“There is nothing either good or bad,
but thinking makes it so.” William Shakespeare
That famous quote from Hamlet is
apropos to this review of art for at least two reasons. First, it was in fact
to see a performance of Hamlet that I found myself in Bloomington/Normal,
Illinois this past weekend. There is an annual summer Shakespeare festival
(going on 40 years, they said) and several members of the Milwaukee Rep were
acting in their performance of Hamlet, including the unconventional choice of a
female title character played by Deborah Staples.
The performance was wonderful and
wickedly funny. Staples brought to Hamlet’s character a kind of youthful, even
adolescent energy and fragility, which shifted some interpretations of his
temperament, words and actions. (Read a review in today’s Mke Journal/Sentinel.) All well and good, at least my thinking makes it so. But
what about the art?
My wife and I went with friends to
Bloomington/Normal where we were fortunate enough not only to stay with family
but also to have a guided tour of art offerings in the twin cities. It was a
great surprise and delight to find an exhibit of Claire Ashley’s work at the
ISU University Galleries in Normal. Ashley came to my attention (in a big way)
when I was artist in residence at the Lynden Sculpture Garden last year. As a
visiting artist, Ashley was a huge hit with her enormous and interactive
inflatable sculpture that visitors were able to enter and move around the
grounds. (See my blog post about it.)
The constraints of the gallery setting
made her work less interactive but no less marvelous or enormous. In fact, her
wildly colored, bloated forms were squeezed into what otherwise would have
seemed like large spaces making them seem cramped, like Alice after taking a
bite of cake and growing large.
The playfulness of the work is
accentuated in their titles, which run from goofy (“Hunnybunny”) through
descriptive (“Hangin’ Drape”) to suggestive (“Worms,” “Suckers,” or “Rump.”)

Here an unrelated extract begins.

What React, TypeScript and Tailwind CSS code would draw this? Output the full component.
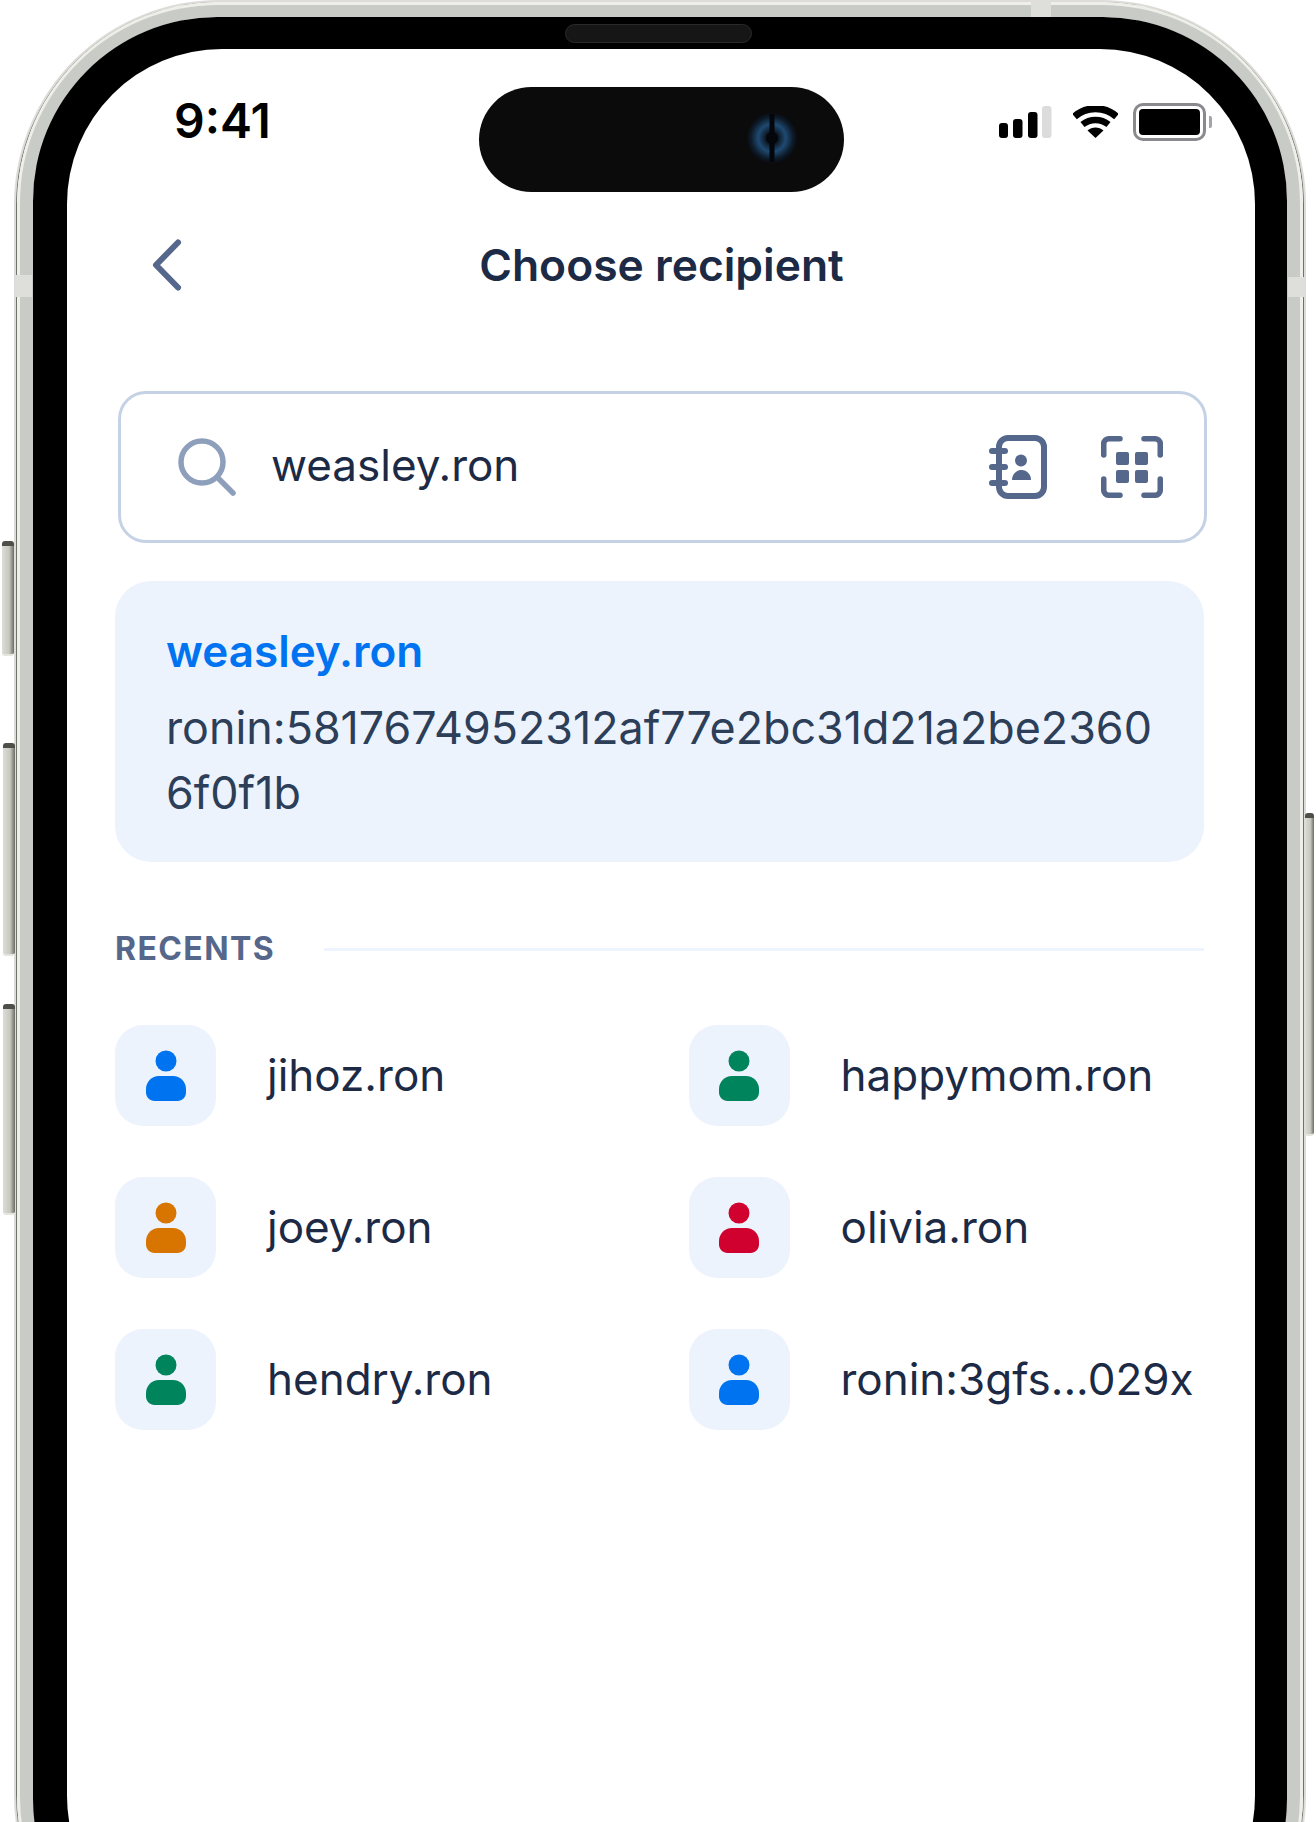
const font = "font-['Inter',sans-serif]";

const recents = [
  { name: "jihoz.ron", fill: "#0073f0" },
  { name: "happymom.ron", fill: "#00845c" },
  { name: "joey.ron", fill: "#d87500" },
  { name: "olivia.ron", fill: "#d0002f" },
  { name: "hendry.ron", fill: "#00845c" },
  { name: "ronin:3gfs...029x", fill: "#0073f0" },
];

function Person({ fill }: { fill: string }) {
  return (
    <svg width="40" height="52" viewBox="0 0 40 52" fill={fill}>
      <circle cx="20" cy="11" r="10.5" />
      <path d="M13 26h14c7.2 0 13 5.8 13 13v3.5c0 4.7-3.8 8.5-8.500 8.500H8.500C3.800 51 0 47.200 0 42.500V39c0-7.200 5.800-13 13-13z" />
    </svg>
  );
}

function Signal() {
  return (
    <svg width="53" height="32" viewBox="0 0 53 32">
      <rect x="0" y="17" width="9" height="15" rx="3" fill="#000" />
      <rect x="14" y="13" width="9.500" height="19" rx="3" fill="#000" />
      <rect x="29" y="6" width="9.500" height="26" rx="3" fill="#000" />
      <rect x="43" y="0" width="9.500" height="32" rx="3" fill="#dcdcdc" />
    </svg>
  );
}

function Wifi() {
  return (
    <svg width="45" height="32" viewBox="0 0 45 32" fill="none">
      <path d="M1.500 10.500C13.500 0 31.500 0 43.500 10.500" stroke="#000" strokeWidth="7" />
      <path d="M9.500 18.500C17 12.500 28 12.500 35.500 18.500" stroke="#000" strokeWidth="6.500" />
      <path d="M22.500 32L14.500 24.500C19 20.500 26 20.500 30.500 24.500Z" fill="#000" />
    </svg>
  );
}

function Battery() {
  return (
    <div className="flex items-center">
      <div className="w-[73px] h-[38px] rounded-[10px] border-[3px] border-[#8a8a8e] p-[3px]">
        <div className="w-full h-full rounded-[4px] bg-black" />
      </div>
      <div className="ml-[3px] w-[3px] h-[12px] rounded-r-[2px] bg-[#a4a4a8]" />
    </div>
  );
}

function Camera() {
  return (
    <svg width="50" height="50" viewBox="0 0 50 50" className="absolute right-[47px] top-[26px]">
      <defs>
        <radialGradient id="lens">
          <stop offset="0.2" stopColor="#0a0f16" />
          <stop offset="0.55" stopColor="#1f4a72" />
          <stop offset="0.85" stopColor="#0d1a28" />
          <stop offset="1" stopColor="#0a0d12" />
        </radialGradient>
      </defs>
      <circle cx="25" cy="25" r="25" fill="url(#lens)" />
      <rect x="22.500" y="1" width="5" height="48" fill="#03060a" />
      <circle cx="25" cy="25" r="6" fill="#03060a" />
    </svg>
  );
}

function SearchIcon() {
  return (
    <svg width="58" height="58" viewBox="0 0 58 58" fill="none" stroke="#8e9fbb" strokeWidth="5.500" strokeLinecap="round">
      <circle cx="24" cy="24" r="21" />
      <path d="M40 40L55 55" />
    </svg>
  );
}

function BookIcon() {
  return (
    <svg width="58" height="64" viewBox="0 0 58 64" fill="#55678a">
      <rect x="10" y="3" width="45" height="58" rx="9" fill="none" stroke="#55678a" strokeWidth="6" />
      <rect x="0" y="13" width="19" height="6" rx="3" />
      <rect x="0" y="29" width="19" height="6" rx="3" />
      <rect x="0" y="45" width="19" height="6" rx="3" />
      <circle cx="32" cy="25.500" r="6" />
      <path d="M23 45c0-5.500 4-10 9.500-10S42 39.500 42 45z" />
    </svg>
  );
}

function ScanIcon() {
  return (
    <svg width="62" height="62" viewBox="0 0 62 62" fill="#55678a">
      <g fill="none" stroke="#55678a" strokeWidth="5.500" strokeLinecap="round">
        <path d="M2.750 19V8A5 5 0 0 1 8 2.750H19" />
        <path d="M43 2.750H54A5 5 0 0 1 59.250 8V19" />
        <path d="M2.750 43V54A5 5 0 0 0 8 59.250H19" />
        <path d="M59.250 43V54A5 5 0 0 1 54 59.250H43" />
      </g>
      <rect x="15" y="16" width="13" height="13" rx="2" />
      <rect x="34" y="16" width="13" height="13" rx="2" />
      <rect x="15" y="34" width="13" height="13" rx="2" />
      <rect x="34" y="34" width="13" height="13" rx="2" />
    </svg>
  );
}

const sideButton =
  "absolute rounded-[3px] border-t-[5px] border-t-[#4d4f48] border-b-2 border-b-[#e4e5de] bg-[linear-gradient(to_right,#dcddd6,#c6c8c0_60%,#6a6d63)]";

export default function App() {
  return (
    <div className={`relative w-[1316px] h-[1822px] overflow-hidden bg-white ${font}`}>
      <div className={`${sideButton} left-[2px] top-[541px] w-[12px] h-[115px]`} />
      <div className={`${sideButton} left-[3px] top-[743px] w-[12px] h-[213px]`} />
      <div className={`${sideButton} left-[3px] top-[1004px] w-[12px] h-[211px]`} />
      <div className={`${sideButton} left-[1305px] top-[813px] w-[9px] h-[323px]`} />

      <div className="ml-[14px] w-[1292px] h-[2000px] rounded-[205px] border-2 border-[#dddcd9]">
        <div className="h-full rounded-[203px] border-x border-[#70736a]">
          <div className="h-full rounded-[202px] border-[3px] border-[#eeefe8]">
            <div className="relative h-full rounded-[198px] border-x-[13px] border-y-[12px] border-[#c9cbc7]">
              <div className="absolute left-[998px] -top-[17px] w-[20px] h-[17px] bg-[#dededb]" />
              <div className="absolute -left-[18px] top-[258px] w-[17px] h-[22px] bg-[#dededb]" />
              <div className="absolute -right-[18px] top-[260px] w-[17px] h-[20px] bg-[#dededb]" />
              <div className="relative h-full rounded-[184px] bg-black border-y-[32px] border-l-[34px] border-r-[32px] border-black">
                <div className="absolute left-[498px] -top-[25px] w-[187px] h-[19px] rounded-full bg-[#161616] border border-[#2a2a2a]" />
                <div className="h-full rounded-[155px] bg-white">
                  <div className="grid grid-cols-[1fr_365px_1fr] pt-[38px]">
                    <div className="pl-[107px] pt-[8px] text-[48px] leading-[52px] font-semibold text-black">9:41</div>
                    <div className="relative h-[105px] rounded-[53px] bg-[#0b0b0b]">
                      <Camera />
                    </div>
                    <div className="flex justify-end items-start gap-[20px] pr-[43px] pt-[16px]">
                      <div className="pt-[3px] mr-[1px]"><Signal /></div>
                      <div className="pt-[3px] -mr-[5px]"><Wifi /></div>
                      <Battery />
                    </div>
                  </div>

                  <div className="ml-[48px] w-[1089px]">
                    <div className="mt-[43px] h-[60px] grid grid-cols-[1fr_auto_1fr] items-center">
                      <svg width="36" height="60" viewBox="0 0 36 60" fill="none" stroke="#55678a" strokeWidth="6" strokeLinecap="round" strokeLinejoin="round" className="ml-[36px]">
                        <path d="M27 7.500L5 30L27 52.500" />
                      </svg>
                      <div className="pl-[4px] text-[44.400px] leading-[60px] font-semibold text-[#1c2a45]">Choose recipient</div>
                      <div />
                    </div>

                    <div className="mt-[96px] ml-[3px] w-[1089px] h-[152px] rounded-[28px] border-[3px] border-[#c5d2e6] flex items-center pl-[57px] pr-[41px]">
                      <SearchIcon />
                      <div className="ml-[35px] pb-[4px] flex-1 text-[44px] leading-[60px] text-[#1c2a45]">weasley.ron</div>
                      <BookIcon />
                      <div className="ml-[54px]"><ScanIcon /></div>
                    </div>

                    <div className="mt-[38px] h-[281px] rounded-[36px] bg-[#ecf3fd] pl-[51px] pr-[45px] pt-[40px]">
                      <div className="text-[44px] leading-[60px] font-semibold text-[#0073f0]">weasley.ron</div>
                      <div className="mt-[15px] text-[44.800px] leading-[65px] text-[#2c3e58] break-all">
                        ronin:5817674952312af77e2bc31d21a2be23606f0f1b
                      </div>
                    </div>

                    <div className="mt-[67px] h-[40px] flex items-center">
                      <div className="w-[209px] text-[32px] leading-[40px] font-bold tracking-[1.400px] text-[#55678a]">RECENTS</div>
                      <div className="flex-1 h-[3px] bg-[#eef4fd]" />
                    </div>

                    <div className="mt-[56px] grid grid-cols-[573.500px_1fr] gap-y-[51px]">
                      {recents.map((r) => (
                        <div key={r.name} className="flex items-center gap-[51px]">
                          <div className="w-[101px] h-[101px] rounded-[28px] bg-[#ecf3fd] flex items-center justify-center">
                            <Person fill={r.fill} />
                          </div>
                          <div className="pb-[2px] text-[44px] leading-[60px] text-[#1c2a45]">{r.name}</div>
                        </div>
                      ))}
                    </div>
                  </div>
                </div>
              </div>
            </div>
          </div>
        </div>
      </div>
    </div>
  );
}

The show title itself is equal parts bawdy and enigmatic: “Cawt, Taut, Hot …
Not.”
This untitled, site specific
installation made out of colored and distressed foamcore, along with a
selection of her more characteristic pillow-shaped and spray-painted forms in
plaster became part of the gallery wall.
A separate, smaller gallery contained
(barely) two related forms with glowing paint eerily illuminated with black
lighting. Ashley describes her work as “cartoony organisms referencing
motherhood and eroticism.” Drawing on her training in psychology, my wife had
another interpretation. She saw the blobby, organic forms as both invasive and
banal like petty everyday anxieties that have grown out of control and can no
longer be ignored.
Ashley shared the gallery spaces with
another artist, Rob Swainston. The title of his show, “We thought they thought
what we thought, but they didn’t,” was what reminded me of the Hamlet quote.
Although two-dimensional prints,
Swainston’s work was no less monumental than Ashley’s. And if they were
therefore less claustrophobic they made up for it with a barely decipherable
density of dark, moody imagery with veiled references to something apocalyptic.
Measuring a full 16 feet tall, the
largest reached from floor to ceiling, evoking Chinese scrolls. Most involved
complex, multilayered and off-register woodblock printing. Some layered the
woodblock-printed images over digital, inkjet-printed ones, an intriguing and
surprisingly harmonious combination of ancient and contemporary technologies.
Less successful, I thought was an
installation called “Shingles” that wrapped around the corner of one of the
galleries. But clearly, it must have been my thinking that made it so. Hamlet
also said, “Words without thoughts never to heaven go.”